Gary Thomas Johns is a former Labor politician and current full-time Commissioner of the Australian Charities and Not-for-profits Commission (ACNC) since December 2017.
At the time of his appointment he was also Director of the Australian Institute for Progress and an Adjunct Professor at the Queensland University of Technology Business School.
The boss of Australia's
charity regulator has refused to back down from his earlier description of
Aboriginal women as "cash cows", while claiming that including an
acknowledgement of country in his email signature would make him seem biased.
Appearing before Senate
Estimates on Wednesday evening, the head of the Australian Charities and
Not-for-profits Commission (ACNC), Gary Johns, was questioned about his recent
decision to remove the acknowledgement of country from the commission's email signatures.
Until a few months ago,
his own signature and that of some of his staff had included an acknowledgement
of country, beginning with "we acknowledge the elders". The practice
of acknowledging country is common across the public service.
Johns said he was trying
to avoid looking biased, as the commission oversees both Indigenous and
non-indigenous charities and he is a "commissioner for all
charities".
"It worried me, the
term 'we acknowledge', because it refers to the commission," he said.
"I took the view that ... using the words 'we acknowledge' imply that the
entire commission was, if you like, acknowledging one group of charities and
not others," he said.
"The words raise
the perception of bias that I'm not treating all charities the same," he
said. "I think that's plain on the face of it."
Johns raised the issue
with ACNC staff whose signatures contained an acknowledgement of country, but
left them the option of changing "we acknowledge" to "I
acknowledge". One staff member objected, and Johns says he took no
disciplinary action against her.
Labor senator Jenny
McAllister said to Johns that the acknowledgement "doesn't in any way
speak about charities ... Traditional owners are not charities". Johns
said that it "refers to Indigenous people", and McAllister replied
that Indigenous people were "people and citizens", not charities.
"To be an
Indigenous charity, you need a number of Indigenous people on the board, so to
all intents and purposes they are," Johns replied, pointing to the
charitable purposes of organisations such as Reconciliation Australia, which he
said only apply to Indigenous people.
Johns' appointment to
ACNC commissioner in December 2017 was controversial,
partly because of his public stance on Indigenous issues.
In a 2015 appearance
on The Bolt Report Johns said that
Aboriginal women were "used as cash cows. They are kept pregnant and
producing children for the cash". He has argued that women on welfare
should have to take contraception. He has also criticised Indigenous
not-for-profits, describing Recognise,
an organisation that campaigned to raise awareness and support for
constitutional recognition of Australia's First Peoples, as "the
officially sanctioned propaganda arm of the Australian Government" in his
2014 book The Charity Ball.
In his estimates
appearance Johns said he had "absolutely not" disavowed those views.

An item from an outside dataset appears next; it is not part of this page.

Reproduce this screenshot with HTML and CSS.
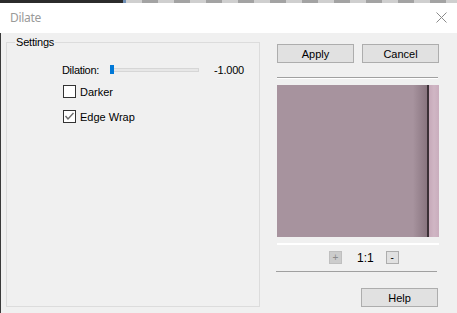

"I'm quite public," he said in response to questioning from
McAllister. "I've written for 30 years about a whole range of matters. Why
would I seek to disavow any of that?"
McAllister asked whether
he had done anything to "dispel any perception of bias" that his
previous comments might have created.
"No, and I don't
need to as the commissioner," he replied……
Shadow minister for
charities and not-for-profits Andrew Leigh, who previously started
a petition calling on Johns to resign, said it was
"disappointing" that Johns had "publicly confirmed during a
parliamentary hearing in his role as the charities commissioner that he still
holds these opinions". He described Johns as "drastically out of
touch with the Australian community".
"What remains to be
heard is [the government's] explanation of how he can possibly remain [at the
ACNC] given his comments," Leigh said.